Instruction
Produce an exact copy of the lines below that run from the line containing "What React, TypeScript" to the line containing "import React from", inclusive; any picture is omitted.

Source data
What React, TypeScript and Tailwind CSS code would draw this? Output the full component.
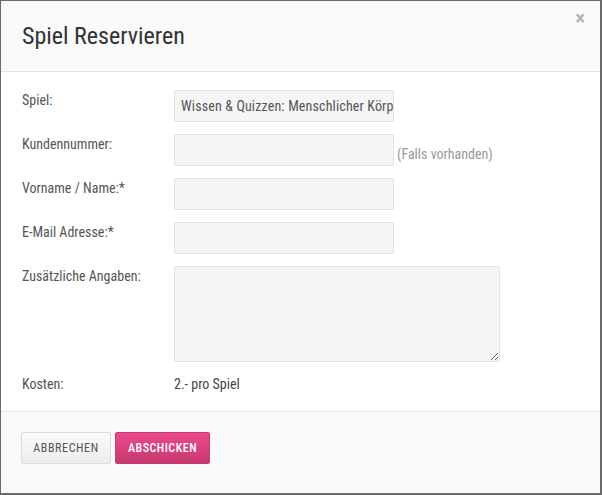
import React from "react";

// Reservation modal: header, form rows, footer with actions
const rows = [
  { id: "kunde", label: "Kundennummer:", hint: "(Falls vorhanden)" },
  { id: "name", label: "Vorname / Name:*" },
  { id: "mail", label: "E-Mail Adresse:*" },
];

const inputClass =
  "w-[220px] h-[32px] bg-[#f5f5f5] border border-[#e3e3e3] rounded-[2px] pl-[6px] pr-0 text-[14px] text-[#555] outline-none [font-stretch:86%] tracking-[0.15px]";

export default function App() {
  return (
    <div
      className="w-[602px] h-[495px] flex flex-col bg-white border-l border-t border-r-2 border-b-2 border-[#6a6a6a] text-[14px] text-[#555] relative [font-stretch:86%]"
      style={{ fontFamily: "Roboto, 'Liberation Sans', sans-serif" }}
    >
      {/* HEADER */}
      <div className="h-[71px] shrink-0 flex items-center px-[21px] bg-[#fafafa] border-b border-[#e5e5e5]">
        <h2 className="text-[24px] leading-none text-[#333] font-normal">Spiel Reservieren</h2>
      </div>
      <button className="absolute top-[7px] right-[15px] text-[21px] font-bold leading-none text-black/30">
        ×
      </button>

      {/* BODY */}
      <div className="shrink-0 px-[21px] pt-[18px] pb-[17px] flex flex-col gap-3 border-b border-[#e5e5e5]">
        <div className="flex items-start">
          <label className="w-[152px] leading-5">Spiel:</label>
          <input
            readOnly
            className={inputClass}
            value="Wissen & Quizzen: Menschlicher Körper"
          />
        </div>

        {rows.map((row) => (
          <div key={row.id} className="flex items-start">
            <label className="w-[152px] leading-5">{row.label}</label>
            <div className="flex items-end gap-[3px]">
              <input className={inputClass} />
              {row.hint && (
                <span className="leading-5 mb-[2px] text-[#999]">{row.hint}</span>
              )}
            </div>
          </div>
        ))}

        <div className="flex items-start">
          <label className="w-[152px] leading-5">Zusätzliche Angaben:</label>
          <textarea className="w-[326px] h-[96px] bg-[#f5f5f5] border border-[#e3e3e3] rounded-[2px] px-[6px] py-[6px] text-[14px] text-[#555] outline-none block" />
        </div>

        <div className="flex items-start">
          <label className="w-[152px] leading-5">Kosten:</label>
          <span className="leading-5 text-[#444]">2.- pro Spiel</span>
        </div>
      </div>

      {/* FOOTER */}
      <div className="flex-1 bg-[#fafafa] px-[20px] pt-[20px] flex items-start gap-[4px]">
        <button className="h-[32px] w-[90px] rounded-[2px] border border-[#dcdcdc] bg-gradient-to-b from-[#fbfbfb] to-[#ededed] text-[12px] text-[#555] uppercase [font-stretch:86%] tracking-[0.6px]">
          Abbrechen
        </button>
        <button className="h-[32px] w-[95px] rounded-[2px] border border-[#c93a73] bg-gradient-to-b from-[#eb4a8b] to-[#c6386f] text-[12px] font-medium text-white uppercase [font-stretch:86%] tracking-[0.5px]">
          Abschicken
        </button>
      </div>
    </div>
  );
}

--

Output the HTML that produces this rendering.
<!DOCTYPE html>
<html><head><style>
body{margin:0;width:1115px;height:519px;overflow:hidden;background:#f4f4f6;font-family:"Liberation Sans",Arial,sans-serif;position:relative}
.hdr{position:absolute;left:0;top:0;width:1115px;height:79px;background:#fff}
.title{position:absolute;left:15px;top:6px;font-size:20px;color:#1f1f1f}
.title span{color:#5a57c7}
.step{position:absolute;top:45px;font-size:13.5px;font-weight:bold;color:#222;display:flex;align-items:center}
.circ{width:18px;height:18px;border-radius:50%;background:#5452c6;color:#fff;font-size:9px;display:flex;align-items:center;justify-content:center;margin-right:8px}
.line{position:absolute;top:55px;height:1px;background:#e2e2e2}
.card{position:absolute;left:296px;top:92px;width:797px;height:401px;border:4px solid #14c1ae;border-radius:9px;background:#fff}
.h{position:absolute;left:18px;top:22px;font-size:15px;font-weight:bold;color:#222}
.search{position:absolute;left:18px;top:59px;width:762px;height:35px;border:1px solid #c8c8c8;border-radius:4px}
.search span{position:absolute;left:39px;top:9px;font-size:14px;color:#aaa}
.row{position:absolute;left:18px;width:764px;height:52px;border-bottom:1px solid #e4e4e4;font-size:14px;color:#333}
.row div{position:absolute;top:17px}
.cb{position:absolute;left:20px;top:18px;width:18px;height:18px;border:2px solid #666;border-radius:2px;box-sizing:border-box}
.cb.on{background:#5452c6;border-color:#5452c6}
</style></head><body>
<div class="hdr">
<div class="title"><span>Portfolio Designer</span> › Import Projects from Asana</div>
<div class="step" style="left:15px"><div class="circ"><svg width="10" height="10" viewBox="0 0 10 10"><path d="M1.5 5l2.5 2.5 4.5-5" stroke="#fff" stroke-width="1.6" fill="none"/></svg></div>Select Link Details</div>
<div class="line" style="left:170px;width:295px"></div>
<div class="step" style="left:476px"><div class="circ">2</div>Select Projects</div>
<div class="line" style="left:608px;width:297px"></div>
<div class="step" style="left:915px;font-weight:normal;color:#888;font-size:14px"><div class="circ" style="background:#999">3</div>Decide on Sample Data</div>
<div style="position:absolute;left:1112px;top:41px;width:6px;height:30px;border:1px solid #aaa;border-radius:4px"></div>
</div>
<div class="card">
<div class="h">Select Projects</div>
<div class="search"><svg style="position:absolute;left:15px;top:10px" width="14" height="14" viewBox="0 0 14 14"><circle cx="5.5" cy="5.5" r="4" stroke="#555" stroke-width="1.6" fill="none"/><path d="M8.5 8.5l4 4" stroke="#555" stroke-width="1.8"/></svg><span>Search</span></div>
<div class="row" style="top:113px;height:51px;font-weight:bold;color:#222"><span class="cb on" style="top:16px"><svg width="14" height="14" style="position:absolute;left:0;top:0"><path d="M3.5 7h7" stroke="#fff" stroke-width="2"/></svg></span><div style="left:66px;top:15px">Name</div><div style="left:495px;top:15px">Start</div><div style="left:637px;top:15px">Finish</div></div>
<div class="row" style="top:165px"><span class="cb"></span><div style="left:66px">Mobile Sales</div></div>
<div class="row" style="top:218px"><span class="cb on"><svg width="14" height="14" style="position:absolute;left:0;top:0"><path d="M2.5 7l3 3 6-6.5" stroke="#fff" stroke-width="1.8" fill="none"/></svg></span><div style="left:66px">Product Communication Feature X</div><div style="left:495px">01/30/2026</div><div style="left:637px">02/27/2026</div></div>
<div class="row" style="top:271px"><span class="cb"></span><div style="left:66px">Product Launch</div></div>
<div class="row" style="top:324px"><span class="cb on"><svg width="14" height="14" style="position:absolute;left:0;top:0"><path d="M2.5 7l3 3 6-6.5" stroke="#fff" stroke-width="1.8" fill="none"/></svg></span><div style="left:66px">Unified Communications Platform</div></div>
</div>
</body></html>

Solution to the exercise
What React, TypeScript and Tailwind CSS code would draw this? Output the full component.
import React from "react";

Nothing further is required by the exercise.